The task:
Reading the listing below, count the lines that contain the word "components" and give that count alone.

········

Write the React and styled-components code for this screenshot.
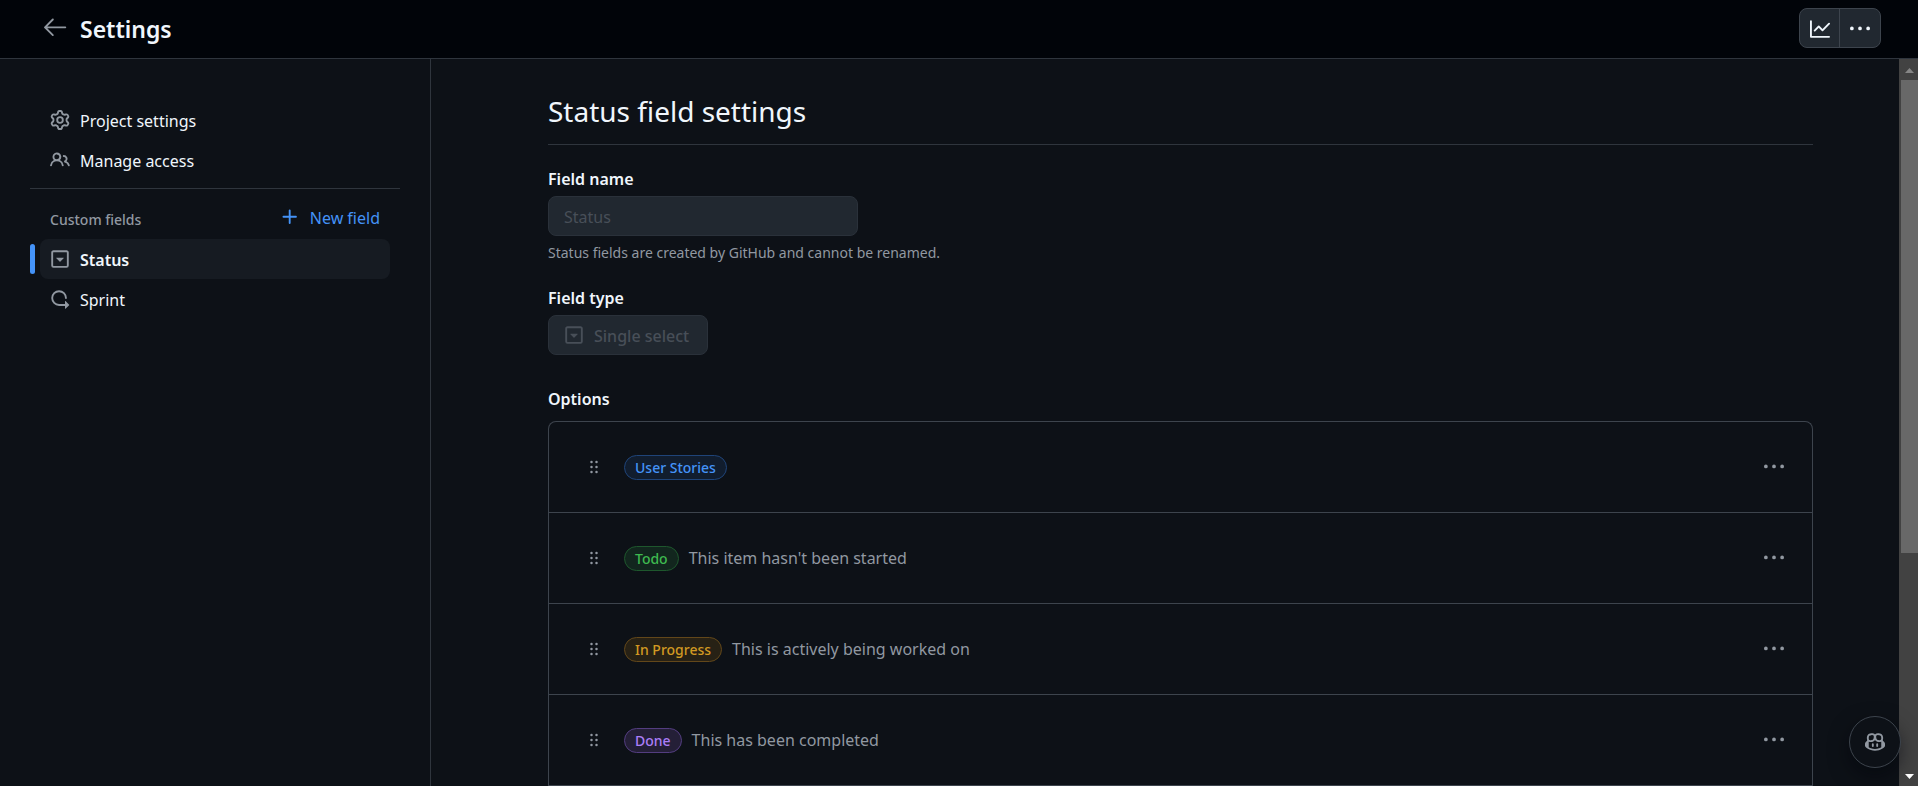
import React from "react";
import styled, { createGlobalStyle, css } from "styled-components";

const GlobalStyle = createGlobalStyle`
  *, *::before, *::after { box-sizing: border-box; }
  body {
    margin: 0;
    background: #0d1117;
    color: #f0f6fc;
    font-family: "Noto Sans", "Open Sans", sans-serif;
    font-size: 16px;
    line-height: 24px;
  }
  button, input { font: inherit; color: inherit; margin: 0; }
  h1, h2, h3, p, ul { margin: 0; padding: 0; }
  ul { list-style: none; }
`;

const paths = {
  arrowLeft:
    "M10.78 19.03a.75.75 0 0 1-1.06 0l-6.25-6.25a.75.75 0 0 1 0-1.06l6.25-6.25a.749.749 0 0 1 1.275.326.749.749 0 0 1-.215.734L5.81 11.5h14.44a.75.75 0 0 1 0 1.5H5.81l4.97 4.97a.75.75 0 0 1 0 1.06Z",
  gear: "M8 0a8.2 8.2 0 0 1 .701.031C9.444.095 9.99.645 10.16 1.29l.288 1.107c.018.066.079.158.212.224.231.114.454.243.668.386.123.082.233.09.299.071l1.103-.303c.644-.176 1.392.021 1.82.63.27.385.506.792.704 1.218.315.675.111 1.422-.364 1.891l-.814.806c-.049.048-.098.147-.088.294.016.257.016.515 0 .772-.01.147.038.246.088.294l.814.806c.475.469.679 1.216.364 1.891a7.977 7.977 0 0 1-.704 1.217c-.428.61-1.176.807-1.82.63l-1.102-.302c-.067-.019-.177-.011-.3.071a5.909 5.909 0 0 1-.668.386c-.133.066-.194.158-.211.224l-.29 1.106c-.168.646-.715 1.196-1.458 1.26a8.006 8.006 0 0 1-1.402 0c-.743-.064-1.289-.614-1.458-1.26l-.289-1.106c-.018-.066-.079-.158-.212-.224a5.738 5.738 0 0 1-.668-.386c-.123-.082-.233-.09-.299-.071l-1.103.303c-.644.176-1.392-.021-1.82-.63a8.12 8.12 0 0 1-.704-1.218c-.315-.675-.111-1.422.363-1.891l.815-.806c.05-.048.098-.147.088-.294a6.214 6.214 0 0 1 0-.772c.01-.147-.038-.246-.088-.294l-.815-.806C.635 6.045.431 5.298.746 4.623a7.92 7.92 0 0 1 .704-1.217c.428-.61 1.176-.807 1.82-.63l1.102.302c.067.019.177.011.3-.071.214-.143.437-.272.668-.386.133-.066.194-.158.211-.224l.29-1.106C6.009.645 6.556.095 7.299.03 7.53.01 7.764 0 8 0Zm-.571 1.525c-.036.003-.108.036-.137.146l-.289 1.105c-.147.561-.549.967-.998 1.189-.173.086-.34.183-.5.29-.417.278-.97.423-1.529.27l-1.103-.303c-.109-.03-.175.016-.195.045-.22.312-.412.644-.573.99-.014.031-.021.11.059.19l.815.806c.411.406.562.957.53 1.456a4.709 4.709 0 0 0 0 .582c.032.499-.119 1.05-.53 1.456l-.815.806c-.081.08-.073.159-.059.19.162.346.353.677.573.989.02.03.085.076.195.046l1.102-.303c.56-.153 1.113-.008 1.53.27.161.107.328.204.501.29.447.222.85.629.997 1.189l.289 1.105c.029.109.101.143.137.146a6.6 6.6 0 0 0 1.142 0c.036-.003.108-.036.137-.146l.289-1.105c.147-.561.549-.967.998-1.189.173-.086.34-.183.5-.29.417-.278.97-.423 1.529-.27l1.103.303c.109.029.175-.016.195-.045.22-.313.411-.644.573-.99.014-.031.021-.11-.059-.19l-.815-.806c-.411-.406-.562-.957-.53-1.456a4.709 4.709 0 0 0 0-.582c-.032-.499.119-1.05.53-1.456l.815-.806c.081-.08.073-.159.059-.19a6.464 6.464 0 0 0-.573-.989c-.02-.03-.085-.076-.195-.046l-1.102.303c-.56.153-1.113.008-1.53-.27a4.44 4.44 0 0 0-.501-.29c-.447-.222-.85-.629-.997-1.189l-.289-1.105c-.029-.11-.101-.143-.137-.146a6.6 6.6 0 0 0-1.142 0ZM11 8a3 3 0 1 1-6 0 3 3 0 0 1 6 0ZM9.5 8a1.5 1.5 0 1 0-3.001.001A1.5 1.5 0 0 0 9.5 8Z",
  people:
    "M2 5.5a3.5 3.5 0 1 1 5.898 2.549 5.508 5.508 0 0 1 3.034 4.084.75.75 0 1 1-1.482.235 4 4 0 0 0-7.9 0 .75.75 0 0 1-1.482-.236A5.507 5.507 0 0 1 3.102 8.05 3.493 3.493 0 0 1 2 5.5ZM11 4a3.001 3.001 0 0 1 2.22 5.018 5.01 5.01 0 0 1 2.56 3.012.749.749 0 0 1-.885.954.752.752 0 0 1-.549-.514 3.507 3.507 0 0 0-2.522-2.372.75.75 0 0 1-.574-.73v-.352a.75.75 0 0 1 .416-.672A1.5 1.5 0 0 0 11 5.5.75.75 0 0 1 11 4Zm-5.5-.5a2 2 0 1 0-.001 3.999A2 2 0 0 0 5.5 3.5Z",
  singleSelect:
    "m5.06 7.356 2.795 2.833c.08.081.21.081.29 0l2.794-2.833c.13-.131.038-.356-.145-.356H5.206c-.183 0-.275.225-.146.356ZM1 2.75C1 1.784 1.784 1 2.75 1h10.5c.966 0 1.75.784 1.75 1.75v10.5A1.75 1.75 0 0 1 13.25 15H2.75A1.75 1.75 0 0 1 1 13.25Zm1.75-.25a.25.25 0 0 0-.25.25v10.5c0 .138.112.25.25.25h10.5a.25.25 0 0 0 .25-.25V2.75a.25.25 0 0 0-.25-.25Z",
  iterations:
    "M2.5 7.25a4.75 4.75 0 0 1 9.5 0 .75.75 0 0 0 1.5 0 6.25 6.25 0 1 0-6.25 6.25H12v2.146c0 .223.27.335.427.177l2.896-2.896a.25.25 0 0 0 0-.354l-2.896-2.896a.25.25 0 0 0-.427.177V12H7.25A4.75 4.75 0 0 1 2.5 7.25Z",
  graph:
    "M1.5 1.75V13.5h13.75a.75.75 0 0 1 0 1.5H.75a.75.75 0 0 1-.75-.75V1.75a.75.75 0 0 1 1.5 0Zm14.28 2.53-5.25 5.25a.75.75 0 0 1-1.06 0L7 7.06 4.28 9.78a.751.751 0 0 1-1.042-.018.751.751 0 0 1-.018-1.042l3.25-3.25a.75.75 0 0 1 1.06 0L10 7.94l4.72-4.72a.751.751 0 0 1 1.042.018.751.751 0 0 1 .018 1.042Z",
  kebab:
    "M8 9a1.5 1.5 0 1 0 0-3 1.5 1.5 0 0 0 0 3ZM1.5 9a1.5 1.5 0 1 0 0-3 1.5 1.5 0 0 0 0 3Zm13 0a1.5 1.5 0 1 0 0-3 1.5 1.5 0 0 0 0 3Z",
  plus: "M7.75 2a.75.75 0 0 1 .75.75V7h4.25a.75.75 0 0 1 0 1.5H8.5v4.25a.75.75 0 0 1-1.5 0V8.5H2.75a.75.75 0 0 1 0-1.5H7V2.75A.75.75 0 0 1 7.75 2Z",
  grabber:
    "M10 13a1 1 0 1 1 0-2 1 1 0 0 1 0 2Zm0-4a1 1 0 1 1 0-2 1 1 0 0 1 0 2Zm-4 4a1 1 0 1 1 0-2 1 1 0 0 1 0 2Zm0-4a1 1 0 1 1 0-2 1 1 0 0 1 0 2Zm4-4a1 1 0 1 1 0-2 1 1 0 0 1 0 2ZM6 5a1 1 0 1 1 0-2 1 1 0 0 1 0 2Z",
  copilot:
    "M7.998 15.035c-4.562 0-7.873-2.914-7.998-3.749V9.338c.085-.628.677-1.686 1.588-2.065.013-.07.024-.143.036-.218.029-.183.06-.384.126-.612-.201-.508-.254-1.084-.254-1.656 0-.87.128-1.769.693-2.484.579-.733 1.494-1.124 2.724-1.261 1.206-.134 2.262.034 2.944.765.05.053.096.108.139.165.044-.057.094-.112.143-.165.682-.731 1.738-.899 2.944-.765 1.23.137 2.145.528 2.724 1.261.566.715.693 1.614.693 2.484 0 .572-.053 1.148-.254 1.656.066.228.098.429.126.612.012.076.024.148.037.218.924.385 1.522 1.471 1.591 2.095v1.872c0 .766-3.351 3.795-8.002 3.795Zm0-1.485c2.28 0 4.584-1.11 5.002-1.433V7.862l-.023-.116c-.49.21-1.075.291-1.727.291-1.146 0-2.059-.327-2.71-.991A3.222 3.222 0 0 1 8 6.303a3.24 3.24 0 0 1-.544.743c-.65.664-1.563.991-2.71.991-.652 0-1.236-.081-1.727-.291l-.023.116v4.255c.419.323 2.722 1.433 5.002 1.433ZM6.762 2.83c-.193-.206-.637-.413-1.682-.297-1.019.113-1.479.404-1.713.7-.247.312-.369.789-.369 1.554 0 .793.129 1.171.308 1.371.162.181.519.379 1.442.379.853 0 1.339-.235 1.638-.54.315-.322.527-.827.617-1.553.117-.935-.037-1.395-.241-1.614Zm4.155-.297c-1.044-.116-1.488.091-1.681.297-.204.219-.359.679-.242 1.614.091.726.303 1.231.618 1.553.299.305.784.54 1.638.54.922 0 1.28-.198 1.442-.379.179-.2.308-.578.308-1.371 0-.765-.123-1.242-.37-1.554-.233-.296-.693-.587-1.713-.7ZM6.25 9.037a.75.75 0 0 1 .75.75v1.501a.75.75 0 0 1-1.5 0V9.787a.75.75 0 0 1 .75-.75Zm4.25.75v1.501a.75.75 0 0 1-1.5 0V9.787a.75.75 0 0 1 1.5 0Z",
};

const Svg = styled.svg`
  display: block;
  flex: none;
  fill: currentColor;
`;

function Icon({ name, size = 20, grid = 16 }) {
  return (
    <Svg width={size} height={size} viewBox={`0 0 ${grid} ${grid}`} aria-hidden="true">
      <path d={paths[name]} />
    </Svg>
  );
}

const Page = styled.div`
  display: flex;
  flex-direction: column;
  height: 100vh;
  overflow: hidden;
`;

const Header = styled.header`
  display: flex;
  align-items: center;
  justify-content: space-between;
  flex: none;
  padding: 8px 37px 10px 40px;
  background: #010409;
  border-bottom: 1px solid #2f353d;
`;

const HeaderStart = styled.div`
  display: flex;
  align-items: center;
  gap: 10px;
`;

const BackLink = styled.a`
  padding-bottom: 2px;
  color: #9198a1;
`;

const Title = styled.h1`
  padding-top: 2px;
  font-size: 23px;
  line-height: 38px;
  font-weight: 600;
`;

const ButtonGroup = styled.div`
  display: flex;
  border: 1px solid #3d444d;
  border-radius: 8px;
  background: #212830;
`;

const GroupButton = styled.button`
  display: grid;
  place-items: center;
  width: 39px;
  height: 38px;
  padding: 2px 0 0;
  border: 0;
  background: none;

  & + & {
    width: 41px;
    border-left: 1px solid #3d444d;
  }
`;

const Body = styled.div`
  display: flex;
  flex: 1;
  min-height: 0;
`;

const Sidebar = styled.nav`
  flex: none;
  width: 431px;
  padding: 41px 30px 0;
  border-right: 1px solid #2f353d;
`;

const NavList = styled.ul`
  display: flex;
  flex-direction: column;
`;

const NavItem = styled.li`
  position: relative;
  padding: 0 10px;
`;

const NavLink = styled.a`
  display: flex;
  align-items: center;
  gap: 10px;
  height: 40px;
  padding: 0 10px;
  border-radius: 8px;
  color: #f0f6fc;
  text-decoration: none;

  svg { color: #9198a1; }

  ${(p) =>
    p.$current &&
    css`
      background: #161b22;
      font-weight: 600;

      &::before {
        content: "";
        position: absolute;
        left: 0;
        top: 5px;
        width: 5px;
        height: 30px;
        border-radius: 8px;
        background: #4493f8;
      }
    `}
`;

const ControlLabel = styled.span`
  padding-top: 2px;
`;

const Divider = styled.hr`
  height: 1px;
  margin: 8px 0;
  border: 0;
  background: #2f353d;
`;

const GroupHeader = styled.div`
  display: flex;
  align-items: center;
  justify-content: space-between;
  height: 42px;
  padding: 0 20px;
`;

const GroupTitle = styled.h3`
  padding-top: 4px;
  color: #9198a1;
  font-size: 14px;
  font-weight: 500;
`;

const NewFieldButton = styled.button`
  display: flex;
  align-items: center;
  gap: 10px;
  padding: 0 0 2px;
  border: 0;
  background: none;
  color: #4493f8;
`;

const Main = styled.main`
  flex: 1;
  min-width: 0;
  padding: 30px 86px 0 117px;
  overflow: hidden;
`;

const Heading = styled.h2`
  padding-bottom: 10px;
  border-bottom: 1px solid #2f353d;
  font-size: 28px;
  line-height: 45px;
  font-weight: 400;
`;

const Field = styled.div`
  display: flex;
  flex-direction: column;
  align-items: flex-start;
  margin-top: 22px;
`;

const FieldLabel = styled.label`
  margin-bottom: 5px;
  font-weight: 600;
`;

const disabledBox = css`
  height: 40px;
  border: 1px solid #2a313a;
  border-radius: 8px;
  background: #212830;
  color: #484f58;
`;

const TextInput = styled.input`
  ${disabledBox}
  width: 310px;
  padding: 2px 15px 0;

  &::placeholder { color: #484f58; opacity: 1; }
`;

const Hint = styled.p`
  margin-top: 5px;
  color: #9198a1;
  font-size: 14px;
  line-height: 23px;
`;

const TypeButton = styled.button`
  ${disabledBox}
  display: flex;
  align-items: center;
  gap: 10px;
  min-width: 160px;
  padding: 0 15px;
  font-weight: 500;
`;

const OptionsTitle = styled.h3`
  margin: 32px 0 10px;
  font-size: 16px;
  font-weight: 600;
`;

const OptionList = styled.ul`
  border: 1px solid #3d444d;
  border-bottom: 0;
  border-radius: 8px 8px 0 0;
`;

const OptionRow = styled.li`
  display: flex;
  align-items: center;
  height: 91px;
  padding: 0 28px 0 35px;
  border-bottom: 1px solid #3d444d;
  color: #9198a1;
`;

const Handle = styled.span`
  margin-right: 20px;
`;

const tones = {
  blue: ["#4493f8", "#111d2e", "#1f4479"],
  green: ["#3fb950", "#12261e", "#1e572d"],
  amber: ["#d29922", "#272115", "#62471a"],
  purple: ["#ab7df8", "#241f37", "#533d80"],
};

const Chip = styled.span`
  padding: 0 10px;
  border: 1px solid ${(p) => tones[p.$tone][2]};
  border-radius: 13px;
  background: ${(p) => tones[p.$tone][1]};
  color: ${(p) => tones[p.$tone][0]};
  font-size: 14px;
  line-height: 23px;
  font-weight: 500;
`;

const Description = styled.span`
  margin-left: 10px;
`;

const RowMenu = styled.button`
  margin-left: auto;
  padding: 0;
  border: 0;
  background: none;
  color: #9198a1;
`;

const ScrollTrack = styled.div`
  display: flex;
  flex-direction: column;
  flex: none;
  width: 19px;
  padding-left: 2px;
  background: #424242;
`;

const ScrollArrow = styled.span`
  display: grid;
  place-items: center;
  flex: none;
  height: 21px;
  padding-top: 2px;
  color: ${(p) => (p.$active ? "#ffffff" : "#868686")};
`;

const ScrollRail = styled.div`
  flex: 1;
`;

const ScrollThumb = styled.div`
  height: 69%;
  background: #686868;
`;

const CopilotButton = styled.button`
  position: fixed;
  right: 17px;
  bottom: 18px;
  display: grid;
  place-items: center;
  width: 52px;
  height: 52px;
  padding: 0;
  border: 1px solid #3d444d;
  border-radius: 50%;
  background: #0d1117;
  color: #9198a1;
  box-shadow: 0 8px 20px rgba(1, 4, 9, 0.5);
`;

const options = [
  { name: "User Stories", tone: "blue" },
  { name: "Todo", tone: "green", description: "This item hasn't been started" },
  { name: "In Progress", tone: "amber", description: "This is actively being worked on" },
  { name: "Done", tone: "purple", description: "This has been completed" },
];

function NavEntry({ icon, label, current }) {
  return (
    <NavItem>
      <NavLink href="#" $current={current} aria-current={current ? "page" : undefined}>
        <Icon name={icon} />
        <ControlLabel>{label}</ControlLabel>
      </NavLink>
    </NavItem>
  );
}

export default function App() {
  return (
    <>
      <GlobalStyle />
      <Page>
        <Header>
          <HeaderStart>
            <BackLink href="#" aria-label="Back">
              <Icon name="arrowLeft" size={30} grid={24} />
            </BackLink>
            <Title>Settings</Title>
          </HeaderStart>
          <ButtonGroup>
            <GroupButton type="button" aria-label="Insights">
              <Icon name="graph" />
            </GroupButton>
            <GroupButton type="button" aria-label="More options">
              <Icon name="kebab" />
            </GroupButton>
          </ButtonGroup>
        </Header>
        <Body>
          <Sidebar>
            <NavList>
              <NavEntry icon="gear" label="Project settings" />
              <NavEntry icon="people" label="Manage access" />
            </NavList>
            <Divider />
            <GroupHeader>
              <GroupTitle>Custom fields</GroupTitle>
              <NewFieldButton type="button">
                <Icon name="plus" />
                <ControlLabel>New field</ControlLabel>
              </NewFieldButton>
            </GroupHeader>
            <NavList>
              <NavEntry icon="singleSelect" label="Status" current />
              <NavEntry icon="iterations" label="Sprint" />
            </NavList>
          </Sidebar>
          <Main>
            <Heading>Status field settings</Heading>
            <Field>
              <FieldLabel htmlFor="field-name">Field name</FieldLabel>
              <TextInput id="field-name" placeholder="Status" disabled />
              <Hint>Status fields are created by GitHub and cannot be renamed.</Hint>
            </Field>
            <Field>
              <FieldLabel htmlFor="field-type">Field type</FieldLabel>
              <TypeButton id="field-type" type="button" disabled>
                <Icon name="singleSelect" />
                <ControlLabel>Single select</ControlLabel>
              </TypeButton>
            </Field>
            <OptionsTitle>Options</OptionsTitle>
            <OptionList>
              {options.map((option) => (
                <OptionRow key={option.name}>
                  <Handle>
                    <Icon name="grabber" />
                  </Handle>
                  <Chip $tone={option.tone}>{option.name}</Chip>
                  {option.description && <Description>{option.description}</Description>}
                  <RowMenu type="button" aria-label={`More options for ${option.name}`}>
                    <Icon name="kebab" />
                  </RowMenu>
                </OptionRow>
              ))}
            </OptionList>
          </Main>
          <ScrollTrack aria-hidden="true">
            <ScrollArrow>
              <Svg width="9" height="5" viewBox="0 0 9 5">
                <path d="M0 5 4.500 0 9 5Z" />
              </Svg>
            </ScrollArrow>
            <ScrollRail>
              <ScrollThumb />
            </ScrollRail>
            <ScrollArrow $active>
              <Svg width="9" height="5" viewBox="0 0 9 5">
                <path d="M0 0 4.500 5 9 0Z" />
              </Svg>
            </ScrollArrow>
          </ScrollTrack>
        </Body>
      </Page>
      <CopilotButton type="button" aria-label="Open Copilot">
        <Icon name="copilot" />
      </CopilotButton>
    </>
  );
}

········

The reply:
2